A block of data
-- -- --

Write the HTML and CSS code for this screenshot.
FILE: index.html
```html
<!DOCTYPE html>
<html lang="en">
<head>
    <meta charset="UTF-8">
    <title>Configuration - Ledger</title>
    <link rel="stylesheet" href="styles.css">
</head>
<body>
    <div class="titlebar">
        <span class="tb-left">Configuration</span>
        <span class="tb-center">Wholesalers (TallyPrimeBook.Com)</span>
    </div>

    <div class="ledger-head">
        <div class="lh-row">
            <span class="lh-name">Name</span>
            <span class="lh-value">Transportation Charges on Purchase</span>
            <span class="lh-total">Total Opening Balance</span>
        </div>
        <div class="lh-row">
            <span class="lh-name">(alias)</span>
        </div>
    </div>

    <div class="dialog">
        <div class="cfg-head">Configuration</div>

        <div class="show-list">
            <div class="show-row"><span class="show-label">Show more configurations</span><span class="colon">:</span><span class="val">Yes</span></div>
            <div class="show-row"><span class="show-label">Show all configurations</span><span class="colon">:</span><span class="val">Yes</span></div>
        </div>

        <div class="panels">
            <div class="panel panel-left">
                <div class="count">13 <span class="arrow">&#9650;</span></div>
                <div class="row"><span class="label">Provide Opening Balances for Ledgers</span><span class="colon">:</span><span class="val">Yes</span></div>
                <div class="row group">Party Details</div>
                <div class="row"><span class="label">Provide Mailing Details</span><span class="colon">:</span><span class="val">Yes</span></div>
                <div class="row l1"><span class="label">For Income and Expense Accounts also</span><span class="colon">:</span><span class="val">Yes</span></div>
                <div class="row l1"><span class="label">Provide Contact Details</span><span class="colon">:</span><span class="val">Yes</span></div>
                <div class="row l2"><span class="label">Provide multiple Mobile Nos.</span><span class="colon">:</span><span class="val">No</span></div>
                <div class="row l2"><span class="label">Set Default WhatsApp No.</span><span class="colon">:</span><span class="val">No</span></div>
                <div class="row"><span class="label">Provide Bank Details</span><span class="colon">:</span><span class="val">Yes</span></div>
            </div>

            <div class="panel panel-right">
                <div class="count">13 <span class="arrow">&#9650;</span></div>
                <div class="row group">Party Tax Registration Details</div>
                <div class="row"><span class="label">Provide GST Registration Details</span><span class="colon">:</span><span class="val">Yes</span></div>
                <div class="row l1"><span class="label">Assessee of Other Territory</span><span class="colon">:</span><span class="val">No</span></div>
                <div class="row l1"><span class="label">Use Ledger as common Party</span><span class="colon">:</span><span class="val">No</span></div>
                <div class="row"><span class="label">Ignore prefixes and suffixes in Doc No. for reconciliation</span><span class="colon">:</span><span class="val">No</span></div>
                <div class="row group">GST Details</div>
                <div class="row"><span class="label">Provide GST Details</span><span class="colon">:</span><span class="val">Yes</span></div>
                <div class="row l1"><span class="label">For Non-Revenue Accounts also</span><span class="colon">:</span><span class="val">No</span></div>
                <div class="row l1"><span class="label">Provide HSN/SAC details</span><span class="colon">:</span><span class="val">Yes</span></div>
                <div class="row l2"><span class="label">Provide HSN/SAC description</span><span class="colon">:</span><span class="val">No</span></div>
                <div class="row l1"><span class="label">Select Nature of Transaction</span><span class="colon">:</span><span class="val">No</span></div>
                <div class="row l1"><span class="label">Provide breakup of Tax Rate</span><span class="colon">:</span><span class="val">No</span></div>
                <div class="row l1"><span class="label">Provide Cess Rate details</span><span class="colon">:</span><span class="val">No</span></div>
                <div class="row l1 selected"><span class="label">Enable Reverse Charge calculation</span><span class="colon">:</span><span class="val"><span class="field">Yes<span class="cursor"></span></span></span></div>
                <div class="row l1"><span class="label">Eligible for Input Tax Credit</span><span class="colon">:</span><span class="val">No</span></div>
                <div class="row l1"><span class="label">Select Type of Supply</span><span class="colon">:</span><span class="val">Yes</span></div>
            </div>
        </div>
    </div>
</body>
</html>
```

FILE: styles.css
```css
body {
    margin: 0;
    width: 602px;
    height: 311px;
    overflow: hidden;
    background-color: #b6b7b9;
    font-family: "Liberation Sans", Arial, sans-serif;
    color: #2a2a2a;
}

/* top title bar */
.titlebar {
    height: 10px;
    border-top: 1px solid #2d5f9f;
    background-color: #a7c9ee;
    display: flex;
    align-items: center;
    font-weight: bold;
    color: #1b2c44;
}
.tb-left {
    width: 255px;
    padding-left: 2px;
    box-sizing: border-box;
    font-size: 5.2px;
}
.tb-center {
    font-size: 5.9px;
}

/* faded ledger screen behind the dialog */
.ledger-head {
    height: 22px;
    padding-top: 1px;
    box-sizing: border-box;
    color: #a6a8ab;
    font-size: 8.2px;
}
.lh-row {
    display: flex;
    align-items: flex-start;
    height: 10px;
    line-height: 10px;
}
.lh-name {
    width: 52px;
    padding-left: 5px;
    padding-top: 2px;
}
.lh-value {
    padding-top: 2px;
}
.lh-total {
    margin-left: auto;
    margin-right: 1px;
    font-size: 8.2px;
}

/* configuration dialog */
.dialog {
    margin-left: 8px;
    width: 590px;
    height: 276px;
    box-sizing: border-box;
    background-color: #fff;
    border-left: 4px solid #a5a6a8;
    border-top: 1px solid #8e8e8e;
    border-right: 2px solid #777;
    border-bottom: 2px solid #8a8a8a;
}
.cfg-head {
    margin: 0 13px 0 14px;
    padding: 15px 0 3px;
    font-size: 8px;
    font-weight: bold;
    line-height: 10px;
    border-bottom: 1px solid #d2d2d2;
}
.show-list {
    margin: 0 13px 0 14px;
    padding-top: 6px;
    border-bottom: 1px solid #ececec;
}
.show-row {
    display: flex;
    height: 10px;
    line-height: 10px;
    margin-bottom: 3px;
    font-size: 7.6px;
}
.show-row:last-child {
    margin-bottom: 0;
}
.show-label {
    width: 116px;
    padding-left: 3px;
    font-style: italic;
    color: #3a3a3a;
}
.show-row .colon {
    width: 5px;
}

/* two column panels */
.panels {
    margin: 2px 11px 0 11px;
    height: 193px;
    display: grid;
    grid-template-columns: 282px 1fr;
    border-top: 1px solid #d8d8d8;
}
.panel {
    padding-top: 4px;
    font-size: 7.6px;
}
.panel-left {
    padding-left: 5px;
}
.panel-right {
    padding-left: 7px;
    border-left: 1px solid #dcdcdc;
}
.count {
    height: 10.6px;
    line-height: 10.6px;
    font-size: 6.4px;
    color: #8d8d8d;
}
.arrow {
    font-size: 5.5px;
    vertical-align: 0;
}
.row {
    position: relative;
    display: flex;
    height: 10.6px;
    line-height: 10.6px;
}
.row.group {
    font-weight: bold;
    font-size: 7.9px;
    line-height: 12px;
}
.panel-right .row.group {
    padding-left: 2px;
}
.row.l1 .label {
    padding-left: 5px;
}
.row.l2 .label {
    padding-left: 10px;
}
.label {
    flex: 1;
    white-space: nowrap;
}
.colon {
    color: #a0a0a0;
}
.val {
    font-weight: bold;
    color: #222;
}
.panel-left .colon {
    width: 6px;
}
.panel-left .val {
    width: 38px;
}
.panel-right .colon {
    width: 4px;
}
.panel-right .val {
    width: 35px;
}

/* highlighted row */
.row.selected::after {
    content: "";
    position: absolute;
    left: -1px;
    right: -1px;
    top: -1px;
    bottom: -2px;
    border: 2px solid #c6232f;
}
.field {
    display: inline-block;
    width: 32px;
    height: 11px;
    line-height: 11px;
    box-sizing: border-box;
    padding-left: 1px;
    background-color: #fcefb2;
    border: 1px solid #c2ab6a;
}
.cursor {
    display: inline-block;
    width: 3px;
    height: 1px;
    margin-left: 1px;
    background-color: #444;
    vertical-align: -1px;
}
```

-- -- --

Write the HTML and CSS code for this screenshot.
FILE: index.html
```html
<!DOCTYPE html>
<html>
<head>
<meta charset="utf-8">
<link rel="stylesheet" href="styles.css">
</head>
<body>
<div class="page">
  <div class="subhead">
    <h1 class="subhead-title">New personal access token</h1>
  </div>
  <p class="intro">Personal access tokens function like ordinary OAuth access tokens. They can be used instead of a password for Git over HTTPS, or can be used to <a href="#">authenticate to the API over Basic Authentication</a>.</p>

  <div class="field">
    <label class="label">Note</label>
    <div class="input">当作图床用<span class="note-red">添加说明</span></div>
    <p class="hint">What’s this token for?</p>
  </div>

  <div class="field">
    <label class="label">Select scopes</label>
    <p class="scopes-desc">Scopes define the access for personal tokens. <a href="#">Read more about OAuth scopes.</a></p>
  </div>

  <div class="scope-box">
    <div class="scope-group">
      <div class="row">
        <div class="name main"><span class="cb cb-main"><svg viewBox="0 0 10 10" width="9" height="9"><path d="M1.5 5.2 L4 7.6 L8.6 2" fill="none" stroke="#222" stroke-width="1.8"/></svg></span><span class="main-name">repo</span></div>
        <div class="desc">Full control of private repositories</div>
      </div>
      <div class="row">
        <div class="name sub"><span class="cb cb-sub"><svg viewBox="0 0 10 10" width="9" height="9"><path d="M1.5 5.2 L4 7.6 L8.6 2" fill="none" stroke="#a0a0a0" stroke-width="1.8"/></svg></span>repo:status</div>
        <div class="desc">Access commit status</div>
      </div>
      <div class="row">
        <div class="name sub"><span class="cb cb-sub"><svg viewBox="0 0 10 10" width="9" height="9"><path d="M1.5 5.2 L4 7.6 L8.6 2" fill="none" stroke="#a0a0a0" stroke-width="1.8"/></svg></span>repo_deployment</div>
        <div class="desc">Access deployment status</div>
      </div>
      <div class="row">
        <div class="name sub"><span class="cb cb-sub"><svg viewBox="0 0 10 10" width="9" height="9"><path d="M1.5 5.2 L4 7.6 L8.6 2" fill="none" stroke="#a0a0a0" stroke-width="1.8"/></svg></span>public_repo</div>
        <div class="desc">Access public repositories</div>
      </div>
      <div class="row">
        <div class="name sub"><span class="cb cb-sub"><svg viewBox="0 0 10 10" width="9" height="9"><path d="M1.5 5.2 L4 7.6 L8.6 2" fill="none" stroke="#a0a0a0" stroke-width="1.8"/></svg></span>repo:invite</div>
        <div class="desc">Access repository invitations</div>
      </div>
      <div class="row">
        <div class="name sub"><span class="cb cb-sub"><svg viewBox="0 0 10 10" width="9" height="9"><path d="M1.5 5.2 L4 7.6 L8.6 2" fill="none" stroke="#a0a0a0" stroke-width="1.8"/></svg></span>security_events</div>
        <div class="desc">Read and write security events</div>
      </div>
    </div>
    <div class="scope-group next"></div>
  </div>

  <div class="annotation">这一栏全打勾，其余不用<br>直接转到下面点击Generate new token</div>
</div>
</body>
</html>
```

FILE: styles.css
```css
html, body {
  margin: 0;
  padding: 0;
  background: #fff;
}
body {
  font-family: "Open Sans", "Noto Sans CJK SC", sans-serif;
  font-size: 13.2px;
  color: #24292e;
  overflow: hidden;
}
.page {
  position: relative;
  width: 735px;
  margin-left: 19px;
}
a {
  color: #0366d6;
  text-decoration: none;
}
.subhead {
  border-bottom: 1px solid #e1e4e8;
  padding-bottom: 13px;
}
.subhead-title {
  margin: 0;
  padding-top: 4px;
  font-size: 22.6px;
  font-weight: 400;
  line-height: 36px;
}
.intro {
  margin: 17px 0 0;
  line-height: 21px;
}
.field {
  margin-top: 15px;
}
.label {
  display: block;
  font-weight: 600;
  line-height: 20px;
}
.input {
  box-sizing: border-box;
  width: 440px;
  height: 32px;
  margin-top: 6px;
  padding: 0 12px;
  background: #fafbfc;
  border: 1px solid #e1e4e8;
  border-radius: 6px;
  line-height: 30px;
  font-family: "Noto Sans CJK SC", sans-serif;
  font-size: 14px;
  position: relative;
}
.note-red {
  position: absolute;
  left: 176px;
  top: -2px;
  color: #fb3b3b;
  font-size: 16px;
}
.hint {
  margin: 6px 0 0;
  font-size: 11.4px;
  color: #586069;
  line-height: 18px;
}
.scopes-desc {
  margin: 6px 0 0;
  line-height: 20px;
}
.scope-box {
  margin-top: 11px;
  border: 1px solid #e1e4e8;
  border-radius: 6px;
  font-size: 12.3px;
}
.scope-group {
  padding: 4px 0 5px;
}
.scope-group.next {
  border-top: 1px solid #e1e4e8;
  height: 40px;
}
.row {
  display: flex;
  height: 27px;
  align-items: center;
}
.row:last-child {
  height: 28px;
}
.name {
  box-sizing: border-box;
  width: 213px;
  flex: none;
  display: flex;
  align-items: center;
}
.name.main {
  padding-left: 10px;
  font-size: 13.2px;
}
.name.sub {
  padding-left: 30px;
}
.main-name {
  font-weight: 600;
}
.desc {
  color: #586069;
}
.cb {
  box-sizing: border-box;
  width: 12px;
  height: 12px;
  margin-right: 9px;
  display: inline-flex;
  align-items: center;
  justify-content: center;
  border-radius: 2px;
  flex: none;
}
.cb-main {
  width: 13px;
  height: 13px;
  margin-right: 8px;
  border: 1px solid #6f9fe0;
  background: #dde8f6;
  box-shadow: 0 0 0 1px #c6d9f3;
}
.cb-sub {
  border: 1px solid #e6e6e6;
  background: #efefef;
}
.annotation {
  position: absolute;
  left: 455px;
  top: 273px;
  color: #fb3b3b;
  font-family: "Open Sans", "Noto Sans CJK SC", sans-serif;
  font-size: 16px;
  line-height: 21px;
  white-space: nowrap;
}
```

-- -- --

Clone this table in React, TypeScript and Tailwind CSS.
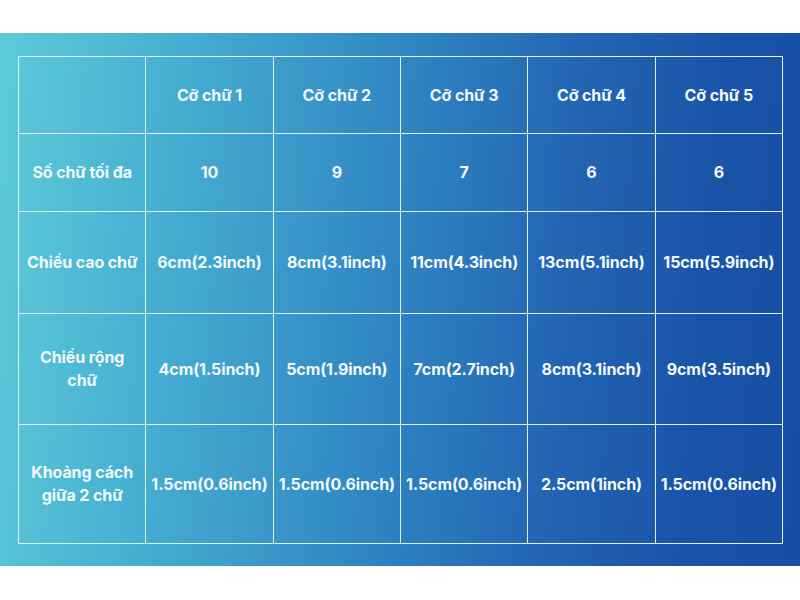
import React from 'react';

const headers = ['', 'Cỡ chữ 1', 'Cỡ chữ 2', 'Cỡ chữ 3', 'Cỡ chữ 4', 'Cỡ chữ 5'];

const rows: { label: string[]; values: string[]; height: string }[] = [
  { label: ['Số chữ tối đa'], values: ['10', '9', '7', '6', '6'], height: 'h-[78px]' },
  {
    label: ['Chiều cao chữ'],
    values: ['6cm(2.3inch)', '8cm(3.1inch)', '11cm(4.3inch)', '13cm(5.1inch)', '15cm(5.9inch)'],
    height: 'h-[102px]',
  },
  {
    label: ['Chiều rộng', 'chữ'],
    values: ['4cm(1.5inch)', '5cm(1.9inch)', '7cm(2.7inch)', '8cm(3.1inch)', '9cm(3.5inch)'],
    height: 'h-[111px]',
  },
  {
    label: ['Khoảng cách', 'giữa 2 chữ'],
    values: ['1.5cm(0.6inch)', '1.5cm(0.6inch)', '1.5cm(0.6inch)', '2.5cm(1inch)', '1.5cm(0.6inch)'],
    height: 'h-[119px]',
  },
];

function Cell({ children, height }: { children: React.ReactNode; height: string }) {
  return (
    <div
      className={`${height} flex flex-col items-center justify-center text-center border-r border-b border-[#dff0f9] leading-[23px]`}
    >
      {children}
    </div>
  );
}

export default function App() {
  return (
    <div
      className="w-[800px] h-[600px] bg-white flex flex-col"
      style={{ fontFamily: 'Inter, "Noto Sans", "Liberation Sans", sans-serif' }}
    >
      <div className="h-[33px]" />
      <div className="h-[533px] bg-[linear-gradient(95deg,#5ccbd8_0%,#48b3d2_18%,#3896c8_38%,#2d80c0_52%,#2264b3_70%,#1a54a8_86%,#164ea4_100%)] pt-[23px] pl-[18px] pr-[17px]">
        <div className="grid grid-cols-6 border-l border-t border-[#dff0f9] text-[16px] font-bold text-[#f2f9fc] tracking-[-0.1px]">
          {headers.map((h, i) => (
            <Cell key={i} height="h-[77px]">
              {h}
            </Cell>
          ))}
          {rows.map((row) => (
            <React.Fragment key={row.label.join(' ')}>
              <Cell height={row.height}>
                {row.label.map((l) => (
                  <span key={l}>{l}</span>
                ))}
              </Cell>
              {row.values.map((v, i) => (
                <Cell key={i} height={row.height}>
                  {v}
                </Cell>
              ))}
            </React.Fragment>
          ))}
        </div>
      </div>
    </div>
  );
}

-- -- --

• EXERCISE TASK:
Search the listing above for the string "this". Copy every line that contains it.

• THE SOLUTION:
Write the HTML and CSS code for this screenshot.
Write the HTML and CSS code for this screenshot.
    <p class="hint">What’s this token for?</p>
Clone this table in React, TypeScript and Tailwind CSS.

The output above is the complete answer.